Crystal Duggler: You know, I should get going, cause I really haven’t eaten, I need a meal.
Michelle Dison: Me too!! That’s weird, I was just saying–oh, where could we go… [softly] Where could we go… to eat together–GOD, your BODY!
Crystal Duggler: Michelle, you know, I think your divorce has you in a really bad place, or… maybe you’re just like this all the time, I don’t know. But you took what would have been the best day of my life, and poured a big ol’ bucket of creep juice on it, so… you get some help. [She pats Michelle’s hair quickly and dashes away. Michelle touches her hair where Crystal touched it, and struggles to maintain some semblance of composure.]

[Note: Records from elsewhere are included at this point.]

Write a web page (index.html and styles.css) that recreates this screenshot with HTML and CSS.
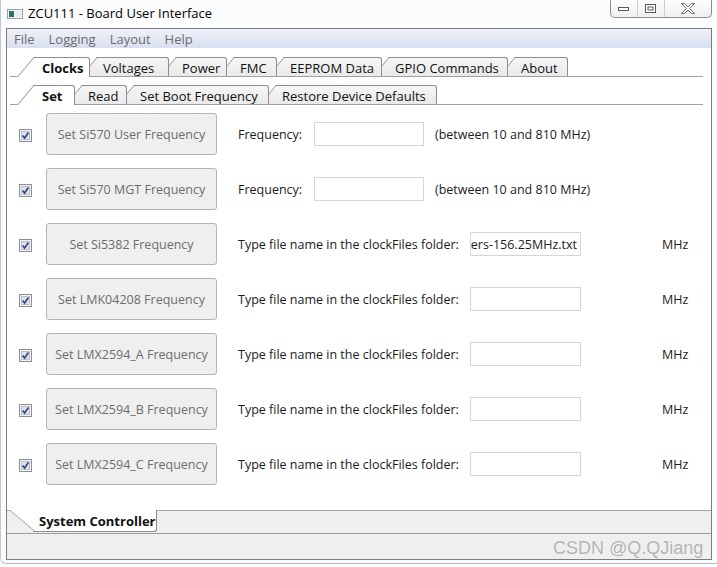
FILE: index.html
```html
<!DOCTYPE html>
<html>
<head>
<meta charset="utf-8">
<title>ZCU111 - Board User Interface</title>
<link rel="stylesheet" href="styles.css">
</head>
<body>
<div class="frame">
  <header class="titlebar">
    <svg class="app-icon" width="16" height="10" viewBox="0 0 16 10">
      <rect x="0.5" y="0.5" width="15" height="9" fill="#f4f6f6" stroke="#9aa3a6"/>
      <rect x="2" y="2" width="5" height="6" fill="#2f6f6a"/>
      <rect x="8" y="2" width="6" height="6" fill="#e8eeee"/>
    </svg>
    <span class="title">ZCU111 - Board User Interface</span>
    <div class="controls">
      <span class="ctl ctl-min">
        <svg width="12" height="6" viewBox="0 0 12 6"><rect x="0.5" y="1.5" width="10" height="3" fill="#fff" stroke="#5c5c5c"/></svg>
      </span>
      <span class="ctl ctl-max">
        <svg width="12" height="10" viewBox="0 0 12 10"><rect x="0.5" y="0.5" width="10" height="8" fill="#fff" stroke="#5c5c5c"/><rect x="3" y="3" width="5" height="3" fill="#fff" stroke="#5c5c5c"/></svg>
      </span>
      <span class="ctl ctl-close">
        <svg width="14" height="11" viewBox="0 0 14 11"><path d="M0.5 0.5 H3.5 L7 3.8 L10.5 0.5 H13.5 L8.6 5.5 L13.5 10.5 H10.5 L7 7.2 L3.5 10.5 H0.5 L5.4 5.5 Z" fill="#fff" stroke="#6a6a6a"/></svg>
      </span>
    </div>
  </header>

  <div class="window">
    <nav class="menubar">
      <span>File</span>
      <span>Logging</span>
      <span>Layout</span>
      <span>Help</span>
    </nav>

    <main class="main">
      <div class="tabstrip tabs-main">
        <div class="tab selected">Clocks</div>
        <div class="tab">Voltages</div>
        <div class="tab">Power</div>
        <div class="tab">FMC</div>
        <div class="tab">EEPROM Data</div>
        <div class="tab">GPIO Commands</div>
        <div class="tab">About</div>
      </div>

      <div class="tabstrip tabs-sub">
        <div class="tab selected">Set</div>
        <div class="tab">Read</div>
        <div class="tab">Set Boot Frequency</div>
        <div class="tab">Restore Device Defaults</div>
      </div>

      <div class="rows">
        <div class="row">
          <span class="check"><svg width="13" height="13" viewBox="0 0 13 13"><rect x="0.5" y="0.5" width="12" height="12" fill="#f3f3f3" stroke="#8e8f8f"/><rect x="2.5" y="2.5" width="8" height="8" fill="#dde3ec" stroke="#b9c1cc"/><path d="M3.6 6.4 L5.6 9 L9.4 3.6" fill="none" stroke="#33478a" stroke-width="1.7"/></svg></span>
          <div class="btn">Set Si570 User Frequency</div>
          <span class="label label-freq">Frequency:</span>
          <span class="field field-freq"></span>
          <span class="hint">(between 10 and 810 MHz)</span>
        </div>
        <div class="row">
          <span class="check"><svg width="13" height="13" viewBox="0 0 13 13"><rect x="0.5" y="0.5" width="12" height="12" fill="#f3f3f3" stroke="#8e8f8f"/><rect x="2.5" y="2.5" width="8" height="8" fill="#dde3ec" stroke="#b9c1cc"/><path d="M3.6 6.4 L5.6 9 L9.4 3.6" fill="none" stroke="#33478a" stroke-width="1.7"/></svg></span>
          <div class="btn">Set Si570 MGT Frequency</div>
          <span class="label label-freq">Frequency:</span>
          <span class="field field-freq"></span>
          <span class="hint">(between 10 and 810 MHz)</span>
        </div>
        <div class="row">
          <span class="check"><svg width="13" height="13" viewBox="0 0 13 13"><rect x="0.5" y="0.5" width="12" height="12" fill="#f3f3f3" stroke="#8e8f8f"/><rect x="2.5" y="2.5" width="8" height="8" fill="#dde3ec" stroke="#b9c1cc"/><path d="M3.6 6.4 L5.6 9 L9.4 3.6" fill="none" stroke="#33478a" stroke-width="1.7"/></svg></span>
          <div class="btn">Set Si5382 Frequency</div>
          <span class="label label-file">Type file name in the clockFiles folder:</span>
          <span class="field field-file">ers-156.25MHz.txt</span>
          <span class="unit">MHz</span>
        </div>
        <div class="row">
          <span class="check"><svg width="13" height="13" viewBox="0 0 13 13"><rect x="0.5" y="0.5" width="12" height="12" fill="#f3f3f3" stroke="#8e8f8f"/><rect x="2.5" y="2.5" width="8" height="8" fill="#dde3ec" stroke="#b9c1cc"/><path d="M3.6 6.4 L5.6 9 L9.4 3.6" fill="none" stroke="#33478a" stroke-width="1.7"/></svg></span>
          <div class="btn">Set LMK04208 Frequency</div>
          <span class="label label-file">Type file name in the clockFiles folder:</span>
          <span class="field field-file"></span>
          <span class="unit">MHz</span>
        </div>
        <div class="row">
          <span class="check"><svg width="13" height="13" viewBox="0 0 13 13"><rect x="0.5" y="0.5" width="12" height="12" fill="#f3f3f3" stroke="#8e8f8f"/><rect x="2.5" y="2.5" width="8" height="8" fill="#dde3ec" stroke="#b9c1cc"/><path d="M3.6 6.4 L5.6 9 L9.4 3.6" fill="none" stroke="#33478a" stroke-width="1.7"/></svg></span>
          <div class="btn">Set LMX2594_A Frequency</div>
          <span class="label label-file">Type file name in the clockFiles folder:</span>
          <span class="field field-file"></span>
          <span class="unit">MHz</span>
        </div>
        <div class="row">
          <span class="check"><svg width="13" height="13" viewBox="0 0 13 13"><rect x="0.5" y="0.5" width="12" height="12" fill="#f3f3f3" stroke="#8e8f8f"/><rect x="2.5" y="2.5" width="8" height="8" fill="#dde3ec" stroke="#b9c1cc"/><path d="M3.6 6.4 L5.6 9 L9.4 3.6" fill="none" stroke="#33478a" stroke-width="1.7"/></svg></span>
          <div class="btn">Set LMX2594_B Frequency</div>
          <span class="label label-file">Type file name in the clockFiles folder:</span>
          <span class="field field-file"></span>
          <span class="unit">MHz</span>
        </div>
        <div class="row">
          <span class="check"><svg width="13" height="13" viewBox="0 0 13 13"><rect x="0.5" y="0.5" width="12" height="12" fill="#f3f3f3" stroke="#8e8f8f"/><rect x="2.5" y="2.5" width="8" height="8" fill="#dde3ec" stroke="#b9c1cc"/><path d="M3.6 6.4 L5.6 9 L9.4 3.6" fill="none" stroke="#33478a" stroke-width="1.7"/></svg></span>
          <div class="btn">Set LMX2594_C Frequency</div>
          <span class="label label-file">Type file name in the clockFiles folder:</span>
          <span class="field field-file"></span>
          <span class="unit">MHz</span>
        </div>
      </div>
    </main>

    <div class="bottom-tabs">
      <div class="btab">System Controller</div>
    </div>
    <div class="statusbar"></div>
  </div>
</div>
<div class="watermark">CSDN @Q.QJiang</div>
</body>
</html>
```

FILE: styles.css
```css
* { box-sizing: border-box; }

html, body { margin: 0; padding: 0; }

body {
  width: 717px;
  height: 567px;
  overflow: hidden;
  position: relative;
  background: #ffffff;
  font-family: "Open Sans", "Noto Sans", sans-serif;
  font-size: 12px;
  color: #1b1b1b;
}

.frame {
  height: 564px;
  border-left: 1px solid #c2c7cf;
  border-bottom: 1px solid #b6bcc6;
  border-bottom-left-radius: 6px;
  background: #fbfcfd;
}

/* title bar */
.titlebar {
  height: 28px;
  display: flex;
  align-items: flex-start;
}

.app-icon { margin: 9px 0 0 6px; flex: none; }

.title {
  margin: 5px 0 0 5px;
  font-size: 13px;
  line-height: 16px;
  color: #000;
}

.controls {
  margin-left: auto;
  margin-right: 5px;
  display: flex;
  height: 18px;
  border: 1px solid #8c8c8c;
  border-top: none;
  border-radius: 0 0 5px 5px;
  background: linear-gradient(#fdfdfd, #eef0f3);
  overflow: hidden;
}

.ctl {
  display: flex;
  align-items: center;
  justify-content: center;
  height: 17px;
}

.ctl-min { width: 27px; border-right: 1px solid #cfcfcf; }
.ctl-max { width: 27px; border-right: 1px solid #cfcfcf; }
.ctl-close { width: 46px; }

/* window client */
.window {
  margin: 0 5px 0 5px;
  height: 532px;
  border: 1px solid #7d7d7d;
  display: flex;
  flex-direction: column;
  background: #fff;
}

.menubar {
  height: 19px;
  flex: none;
  display: flex;
  align-items: center;
  gap: 14px;
  padding-left: 7px;
  background: linear-gradient(#eef1f8, #d8dff0);
  color: #6b6b6b;
  font-size: 13px;
}

.main {
  flex: 1;
  padding-top: 9px;
  background: #fff;
}

/* tabs */
.tabstrip {
  display: grid;
  height: 20px;
  margin: 0 8px 0 3px;
  border-bottom: 1px solid #a0a0a0;
  align-items: end;
}

.tabs-main { grid-template-columns: 80px 79px 58px 50px 105px 126px 60px 1fr; }

.tabs-sub {
  grid-template-columns: 65px 52px 142px 168px 1fr;
  margin-top: 8px;
}

.tab {
  position: relative;
  height: 19px;
  margin-left: 7px;
  padding-left: 6px;
  border-top: 1px solid #8d8d8d;
  border-right: 1px solid #8d8d8d;
  border-top-right-radius: 3px;
  background: linear-gradient(#f6f6f6, #e9e9e9);
  font-size: 13px;
  line-height: 20px;
  color: #111;
  white-space: nowrap;
}

.tab::before {
  content: "";
  position: absolute;
  z-index: -1;
  top: -1px;
  bottom: 0;
  left: -16px;
  width: 24px;
  background: inherit;
  border-top: 1px solid #8d8d8d;
  border-left: 1px solid #8d8d8d;
  transform: skewX(-40deg);
  transform-origin: bottom left;
}

.tab:nth-child(1) { z-index: 8; margin-left: 23px; }
.tab:nth-child(2) { z-index: 7; }
.tab:nth-child(3) { z-index: 6; }
.tab:nth-child(4) { z-index: 5; }
.tab:nth-child(5) { z-index: 4; }
.tab:nth-child(6) { z-index: 3; }
.tab:nth-child(7) { z-index: 2; }

.tab.selected {
  z-index: 10;
  height: 20px;
  margin-bottom: -1px;
  padding-left: 9px;
  background: #fff;
  font-weight: bold;
}

/* rows */
.rows {
  display: flex;
  flex-direction: column;
  gap: 13px;
  padding: 8px 0 0 12px;
}

.row {
  display: flex;
  align-items: center;
  height: 42px;
}

.check {
  display: flex;
  width: 13px;
  height: 13px;
  margin: 2px 14px 0 0;
}

.btn {
  flex: none;
  width: 171px;
  height: 42px;
  display: flex;
  align-items: center;
  justify-content: center;
  border: 1px solid #b4b4b4;
  border-radius: 3px;
  background: #efefef;
  color: #6d6d6d;
  font-size: 12.5px;
}

.label {
  margin-left: 21px;
  font-size: 12.5px;
  white-space: nowrap;
}

.label-freq { width: 76px; }
.label-file { width: 232px; }

.field {
  flex: none;
  height: 24px;
  border: 1px solid #d6d6d6;
  background: #fff;
}

.field-freq { width: 110px; }

.field-file {
  width: 111px;
  display: flex;
  align-items: center;
  justify-content: flex-end;
  padding-right: 3px;
  white-space: nowrap;
  font-size: 12.5px;
}

.hint { margin-left: 11px; font-size: 12.5px; }
.unit { margin-left: 81px; font-size: 12.5px; }

/* bottom tab strip + status bar */
.bottom-tabs {
  height: 23px;
  flex: none;
  display: flex;
  align-items: flex-start;
  border-top: 1px solid #a5a5a5;
  background: #efefef;
}

.btab {
  position: relative;
  z-index: 1;
  width: 124px;
  height: 22px;
  margin: -1px 0 0 26px;
  padding-left: 6px;
  background: #fff;
  border-right: 1px solid #8d8d8d;
  border-bottom: 1px solid #8d8d8d;
  border-bottom-right-radius: 3px;
  font-size: 13px;
  font-weight: bold;
  line-height: 23px;
  color: #111;
  white-space: nowrap;
}

.btab::before {
  content: "";
  position: absolute;
  z-index: -1;
  top: 0;
  bottom: -1px;
  left: -24px;
  width: 30px;
  background: #fff;
  border-left: 1px solid #8d8d8d;
  border-bottom: 1px solid #8d8d8d;
  transform: skewX(50deg);
  transform-origin: top left;
}

.statusbar {
  height: 26px;
  flex: none;
  border-top: 1px solid #9d9d9d;
  background: #efefef;
}

.watermark {
  position: absolute;
  left: 553px;
  top: 538px;
  font-family: "Liberation Sans", Arial, sans-serif;
  font-size: 18px;
  line-height: 20px;
  color: #b3b3b3;
  text-shadow: 0 0 1px #fff;
}
```
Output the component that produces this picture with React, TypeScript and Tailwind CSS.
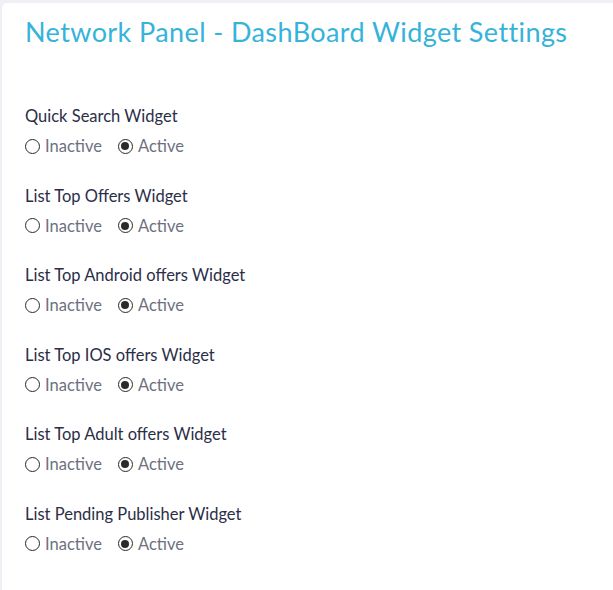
import React from "react";

const widgets = [
  "Quick Search Widget",
  "List Top Offers Widget",
  "List Top Android offers Widget",
  "List Top IOS offers Widget",
  "List Top Adult offers Widget",
  "List Pending Publisher Widget",
];

function Radio({ checked, label }: { checked: boolean; label: string }) {
  return (
    <label className="flex items-center gap-[5px]">
      <span className="flex h-[15px] w-[15px] items-center justify-center rounded-full border-[1.5px] border-[#2a2a2a] bg-white">
        {checked && <span className="h-[8px] w-[8px] rounded-full bg-[#2a2a2a]" />}
      </span>
      <span className="text-[16.5px] leading-[22px] text-[#6d7080]">{label}</span>
    </label>
  );
}

export default function App() {
  return (
    <div
      className="min-h-[590px] bg-[#eef0f5] pl-[2px] pt-[3px]"
      style={{ fontFamily: "Lato, 'Noto Sans', sans-serif" }}
    >
      <div className="min-h-[587px] rounded-tl-[5px] bg-white pl-[23px] pt-[11px]">
        <h1 className="text-[27px] leading-[36px] tracking-[0.4px] text-[#36b3d9]">
          Network Panel - DashBoard Widget Settings
        </h1>
        <div className="mt-[55px] flex flex-col gap-[27.6px]">
          {widgets.map((w) => (
            <div key={w} className="flex flex-col gap-[8px]">
              <div className="text-[16.5px] leading-[22px] text-[#2b2e47]">{w}</div>
              <div className="flex items-center gap-[16px]">
                <Radio checked={false} label="Inactive" />
                <Radio checked={true} label="Active" />
              </div>
            </div>
          ))}
        </div>
      </div>
    </div>
  );
}
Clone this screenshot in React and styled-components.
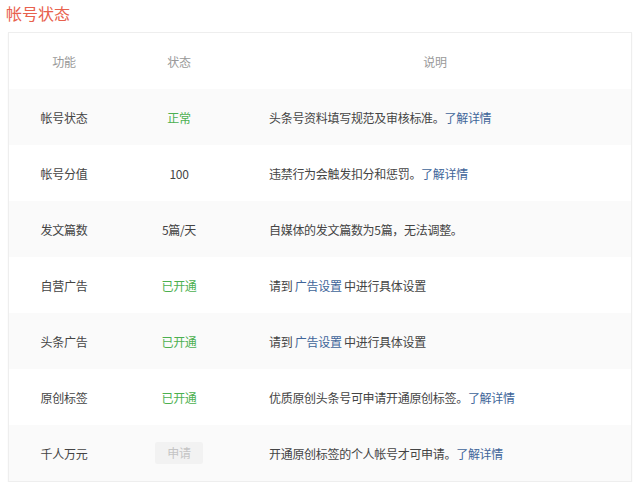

Michelle Dison: Gil, are you there?
Gil: [at desk] Yes.
Michelle Dison: That, that was bad, wasn’t it?
Gil: Yeah.[CUT back to Michelle as bird poop lands on her left shoulder and leaves a white splatter down her sleeve. She stands perfectly still for a long moment.]
Michelle Dison: [tightly] Gil?
Gil: [at desk] Yes?
Michelle Dison: I’m–I’m still on camera, aren’t I?
Gil: [off camera] Yeah. Yeah, you are.[Michelle drifts to the left edge of the screen and looks close to tears. CUT back to the studio.]
Gil: Well, that was embarrassing–we’ll be right back![News theme plays as Gil nervously shuffles his papers. FADE to black over applause.]